Jumat, 01 Juli 2016

Nestapaku, yang tak terbahasakan


“Aku akan menjauh” katamu dengan wajah penuh ragu. “untuk apa menjauh kalau nyatanya akulah jawaban doamu” jawabku penuh teguh. Tak sepenggal kata dan tak satupun goresan pada raut wajah, telah menjawab pernyataan yang baru saja ku lontarkan. Tanpa jawaban adalah sebuah jawaban. Enyah sudah punggungmu hanya dalam satu hembusan. Aku melangkah menuju selatan sedang kau menuju yang berlawanan. Gelap pekat lorong yang ku tempuh, berkabut duka aku memantapkan langkah. Walau telapak penuh nanah akan keraguan , terpaksa ku acuhkan. Bertemankan gundah, aku menumpuh arah sembarangan.



Sejenak aku putuskan untuk tak terburu waktu.
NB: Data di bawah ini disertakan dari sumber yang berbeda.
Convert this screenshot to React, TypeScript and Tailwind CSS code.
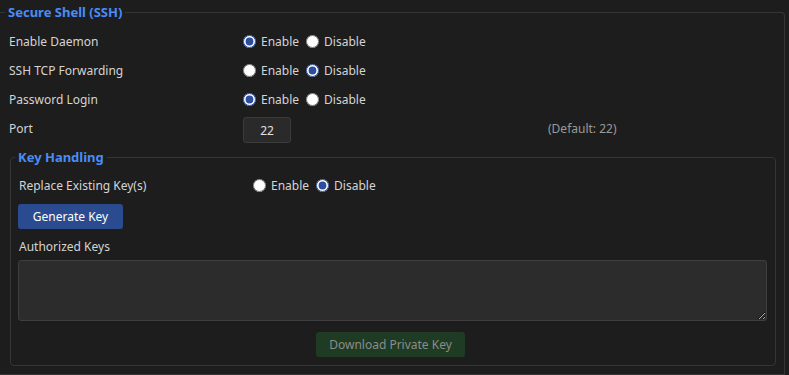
import { useState } from 'react';

type Choice = 'enable' | 'disable';

function RadioPair({ name, value, onChange }: { name: string; value: Choice; onChange: (v: Choice) => void }) {
  return (
    <div className="flex items-center">
      <label className="flex items-center gap-[5px] mr-[7px]">
        <input
          type="radio"
          name={name}
          checked={value === 'enable'}
          onChange={() => onChange('enable')}
          className="m-0 w-[13px] h-[13px] accent-[#2d4e9d]"
        />
        <span>Enable</span>
      </label>
      <label className="flex items-center gap-[5px]">
        <input
          type="radio"
          name={name}
          checked={value === 'disable'}
          onChange={() => onChange('disable')}
          className="m-0 w-[13px] h-[13px] accent-[#2d4e9d]"
        />
        <span>Disable</span>
      </label>
    </div>
  );
}

function Row({ label, children, extra }: { label: string; children: React.ReactNode; extra?: React.ReactNode }) {
  return (
    <div className="grid grid-cols-[234px_305px_1fr] items-center h-[29px] pl-[4px]">
      <span>{label}</span>
      <div>{children}</div>
      <div className="text-[#9a9a9a]">{extra}</div>
    </div>
  );
}

export default function App() {
  const [daemon, setDaemon] = useState<Choice>('enable');
  const [forwarding, setForwarding] = useState<Choice>('disable');
  const [password, setPassword] = useState<Choice>('enable');
  const [replace, setReplace] = useState<Choice>('disable');
  const [port, setPort] = useState('22');
  const [keys, setKeys] = useState('');

  return (
    <div
      className="min-h-[375px] bg-[#1d1d1d] text-[#d4d4d4] text-[12px] leading-4"
      style={{ fontFamily: '"Noto Sans", "Open Sans", sans-serif' }}
    >
      <fieldset className="mr-[4px] border border-l-0 border-[#353535] rounded-tr-[4px] pl-[5px] pr-[8px] pb-2">
        <legend className="px-[3px] text-[13px] leading-6 font-bold text-[#4a8cf7]">Secure Shell (SSH)</legend>
        <div className="pt-[3px]">
          <Row label="Enable Daemon">
            <RadioPair name="daemon" value={daemon} onChange={setDaemon} />
          </Row>
          <Row label="SSH TCP Forwarding">
            <RadioPair name="forwarding" value={forwarding} onChange={setForwarding} />
          </Row>
          <Row label="Password Login">
            <RadioPair name="password" value={password} onChange={setPassword} />
          </Row>
          <Row label="Port" extra="(Default: 22)">
            <input
              value={port}
              onChange={(e) => setPort(e.target.value)}
              className="w-[48px] h-[26px] mt-[3px] bg-[#2a2a2a] border border-[#3b3b3b] rounded-[3px] text-center text-[#e0e0e0] outline-none"
            />
          </Row>
        </div>

        <fieldset className="mt-[2px] ml-[5px] border border-[#353535] rounded-[4px] pl-[4px] pr-[8px] pb-[8px]">
          <legend className="px-[3px] text-[13px] leading-6 font-bold text-[#4a8cf7]">Key Handling</legend>
          <div className="pt-[2px]">
            <Row label="Replace Existing Key(s)">
              <RadioPair name="replace" value={replace} onChange={setReplace} />
            </Row>
          </div>
          <div className="pl-[3px]">
            <button className="mt-[4px] w-[105px] h-[25px] rounded-[3px] bg-[#2b4b90] text-white">Generate Key</button>
            <div className="mt-[10px] pl-[1px]">Authorized Keys</div>
            <textarea
              value={keys}
              onChange={(e) => setKeys(e.target.value)}
              className="block mt-[5px] w-full h-[61px] bg-[#2c2c2c] border border-[#3e3e3e] rounded-[3px] outline-none resize-y text-[#e0e0e0] p-1"
            />
            <div className="flex justify-center mt-[11px] pr-[4px]">
              <button disabled className="w-[149px] h-[25px] rounded-[3px] bg-[#1f3b23] text-[#8b8b8b]">
                Download Private Key
              </button>
            </div>
          </div>
        </fieldset>
      </fieldset>
    </div>
  );
}
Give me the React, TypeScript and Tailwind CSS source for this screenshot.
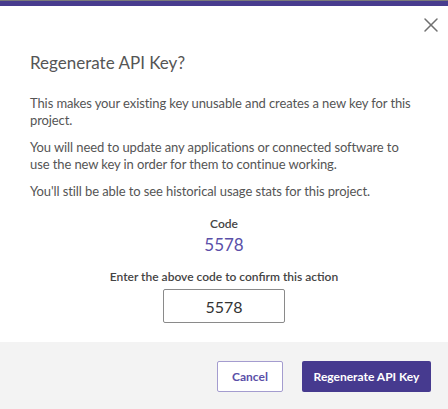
import { X } from "lucide-react";

export default function App() {
  return (
    <div
      className="flex h-[409px] w-[448px] flex-col bg-white text-[#555]"
      style={{ fontFamily: "Lato, 'Liberation Sans', sans-serif" }}
    >
      <div className="h-[1px] bg-[#7a7a7a]" />
      <div className="h-[5px] bg-[#483c8e]" />

      <div className="flex flex-1 flex-col px-[30px]">
        <div className="-mr-[25px] flex justify-end pt-[7px]">
          <X className="h-[24px] w-[24px] text-[#707070]" strokeWidth={1.5} />
        </div>

        <h2 className="mt-[14px] text-[17px] leading-[24px] text-[#555]">Regenerate API Key?</h2>

        <div className="mt-[20px] space-y-[10px] text-[13px] leading-[17px] tracking-[-0.1px] text-[#555]">
          <p>This makes your existing key unusable and creates a new key for this project.</p>
          <p>
            You will need to update any applications or connected software to use the new key in
            order for them to continue working.
          </p>
          <p>You'll still be able to see historical usage stats for this project.</p>
        </div>

        <div className="mt-[16px] flex flex-col items-center">
          <span className="text-[12px] font-semibold leading-[16px] text-[#444]">Code</span>
          <span className="mt-[2px] text-[17px] leading-[22px] text-[#5a4fa8]">5578</span>
          <span className="mt-[13px] text-[12px] font-semibold leading-[16px] text-[#444]">
            Enter the above code to confirm this action
          </span>
          <input
            className="mt-[4px] h-[34px] w-[122px] rounded-[2px] border border-[#8a8a8a] text-center text-[16px] text-[#333] outline-none"
            defaultValue="5578"
          />
        </div>
      </div>

      <div className="flex h-[67px] items-start justify-end gap-[19px] bg-[#f3f3f3] pr-[17px] pt-[19px]">
        <button className="h-[31px] w-[66px] rounded-[2px] border border-[#a49ccf] bg-white text-[12px] font-bold text-[#5a4fa8]">
          Cancel
        </button>
        <button className="h-[31px] w-[129px] rounded-[2px] bg-[#463a8f] text-[12px] font-bold text-white">
          Regenerate API Key
        </button>
      </div>
    </div>
  );
}
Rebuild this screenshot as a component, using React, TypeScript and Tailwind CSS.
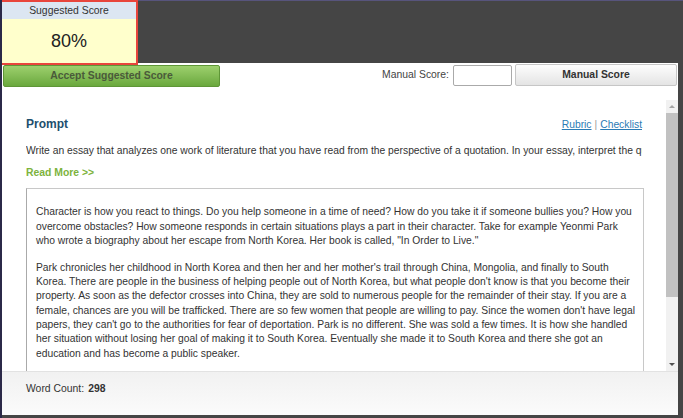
import React from "react";

const essay: string[][] = [
  [
    "Character is how you react to things. Do you help someone in a time of need? How do you take it if someone bullies you? How you",
    "overcome obstacles? How someone responds in certain situations plays a part in their character. Take for example Yeonmi Park",
    "who wrote a biography about her escape from North Korea. Her book is called, \"In Order to Live.\"",
  ],
  [
    "Park chronicles her childhood in North Korea and then her and her mother's trail through China, Mongolia, and finally to South",
    "Korea. There are people in the business of helping people out of North Korea, but what people don't know is that you become their",
    "property. As soon as the defector crosses into China, they are sold to numerous people for the remainder of their stay. If you are a",
    "female, chances are you will be trafficked. There are so few women that people are willing to pay. Since the women don't have legal",
    "papers, they can't go to the authorities for fear of deportation. Park is no different. She was sold a few times. It is how she handled",
    "her situation without losing her goal of making it to South Korea. Eventually she made it to South Korea and there she got an",
    "education and has become a public speaker.",
  ],
];

function ScoreBox() {
  return (
    <div className="relative z-10 -mt-px -ml-[2px] w-[138px] h-[65px] border-2 border-[#e8453c] flex flex-col">
      <div className="h-[17px] bg-[#dce6f2] text-center text-[10.4px] leading-[17px] text-[#333]">
        Suggested Score
      </div>
      <div className="flex-1 bg-[#ffffcc] flex items-center justify-center text-[18px] text-[#222]">
        80%
      </div>
    </div>
  );
}

function Scrollbar() {
  return (
    <div className="w-[12px] bg-[#f1f1f1] flex flex-col items-center">
      <div className="h-[13px] flex items-center justify-center">
        <div className="w-0 h-0 border-l-[3px] border-r-[3px] border-b-[3px] border-l-transparent border-r-transparent border-b-[#a3a3a3]" />
      </div>
      <div className="w-full h-[184px] bg-[#c1c1c1]" />
      <div className="flex-1" />
      <div className="h-[13px] flex items-center justify-center">
        <div className="w-0 h-0 border-l-[3px] border-r-[3px] border-t-[3px] border-l-transparent border-r-transparent border-t-[#505050]" />
      </div>
    </div>
  );
}

export default function App() {
  return (
    <div className="w-[683px] h-[418px] bg-[#454545] border-l-2 border-[#2b2948] flex flex-col overflow-hidden font-['Liberation_Sans',Arial,sans-serif] text-[#333]">
      <div className="flex h-[63px] shrink-0 border-t border-[#57547c]">
        <ScoreBox />
      </div>

      <div className="flex-1 min-h-0 mr-[5px] mb-[3px] bg-white flex flex-col">
        <div className="flex items-center h-[24px] shrink-0 pr-px">
          <button className="ml-px mt-px w-[217px] h-[22px] rounded-[2px] border border-[#5f9637] bg-gradient-to-b from-[#9dd06d] to-[#6aa83d] text-[10.4px] font-bold text-[#4a5a3a]">
            Accept Suggested Score
          </button>
          <span className="ml-auto text-[10.4px] text-[#444]">Manual Score:</span>
          <input
            className="ml-[4px] w-[59px] h-[21px] border border-[#aaaaaa] rounded-[2px] bg-white"
            aria-label="manual score"
          />
          <button className="ml-[3px] w-[162px] h-[22px] rounded-[2px] border border-[#c6c6c6] bg-gradient-to-b from-[#fdfdfd] to-[#e4e4e4] text-[10.4px] font-bold text-[#333]">
            Manual Score
          </button>
        </div>

        <div className="h-[13px] shrink-0" />

        <div className="flex-1 min-h-0 flex">
          <div className="flex-1 overflow-hidden pl-[24px] pt-[17px]">
            <div className="flex items-center w-[616px]">
              <h1 className="text-[12px] font-bold text-[#1d4f6e] leading-[15px]">Prompt</h1>
              <div className="ml-auto text-[10.3px] text-[#999]">
                <a className="text-[#2a7bb5] underline">Rubric</a>
                <span className="px-[3px]">|</span>
                <a className="text-[#2a7bb5] underline">Checklist</a>
              </div>
            </div>
            <p className="mt-[12px] w-[616px] text-[10.3px] leading-[14px] whitespace-nowrap overflow-hidden">
              Write an essay that analyzes one work of literature that you have read from the perspective of a quotation. In your essay, interpret the qu
            </p>
            <a className="block mt-[8px] text-[10.4px] leading-[14px] font-bold text-[#7db33d]">Read More &gt;&gt;</a>
            <div className="mt-[8px] w-[618px] border border-[#c8c8c8] border-l-[#aaaaaa] pl-[9px] pt-[16px] text-[10.3px] leading-[14.35px] text-[#333]">
              {essay.map((para, i) => (
                <p key={i} className="mb-[12.3px] whitespace-nowrap">
                  {para.map((line, j) => (
                    <span key={j} className="block">
                      {line}
                    </span>
                  ))}
                </p>
              ))}
              <p className="h-[40px]" />
            </div>
          </div>
          <Scrollbar />
        </div>

        <div className="h-[44px] shrink-0 border-t border-[#e2e2e2] bg-gradient-to-b from-[#f1f1f1] to-[#fbfbfb] pl-[24px] pt-[10px] flex items-start leading-[14px] text-[10.4px] text-[#333]">
          <span>Word Count:</span>
          <span className="ml-[4px] font-bold">298</span>
        </div>
      </div>
    </div>
  );
}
Mencoba memutarnya kebelakang, memaksa jarum jam melangkah mundur. Membawa pada suatu masa, saat kamu dan aku berbentuk sesuatu yang utuh dan satu. Tatapan mantap dan penuh harap akan masa mendatang, yang nampak tegar walau ombak kuat menghantam. Kamu yang seolah mampu menjawab segala keraguan, ku sambut haru bak luluh lantaknya kegundahan. Kamu menang,, membuatku gagap tak berkata. Semesta seolah menjawab semua sujud dan tekuk lututku sepanjang masa. Seolah terbayar sudah gundah yang kutabung satu dasawarsa.

 
Tunggu, alat pemutar waktu rupanya muak aku berpaku pada masa lalu. “Aku tak terpaku pada masa lalu, ataupun padanya” elakku dalam benak. Namun aku tetap duduk , termangu dan mematung. Hanya memakan beberapa waktu, nyatanya potongan dongeng aku dan kamu , tanpa ampun mengoyak sukmaku. Tersadarkan akan penggalan bualan yang kerap kau lontarkan,yang dulu mampu meluluh lantakkan benteng ke acuhan. Akal sehatku menggambarkan Tanya cukup jelas akan sosok aneh yang tak kukenal yang kusebut ,kamu.


Puluhan purnama yang mampu aku dan kamu tempuh, terkalahkan hanya dalam satu waktu. Melelapkan semua asa dalam sukma, membangunkan penat dan gundah . Tersungkur bak tak bertulang aku pada sajadah. Memungut satu persatu raga yang bercecer tanpa arah. “Mengapa semesta tega menorehkan luka dalam dada?” tanyaku berbalut mukenah. Tak berapa lama, telapak tangan lembut menyentuh bahu lemas tak bertulangku. Membangunkanku seraya menyadarkan lamunan. Memeluk dengan erat dan berkata “semua yang enyah, nyatanya tetap ada dalam sukma. Hanya raganya yang tak nyata”. Dan memang benar, segala yang enyah akan datang pada waktu dan kemantapan yang tepat. Semua dalam genggamanNya.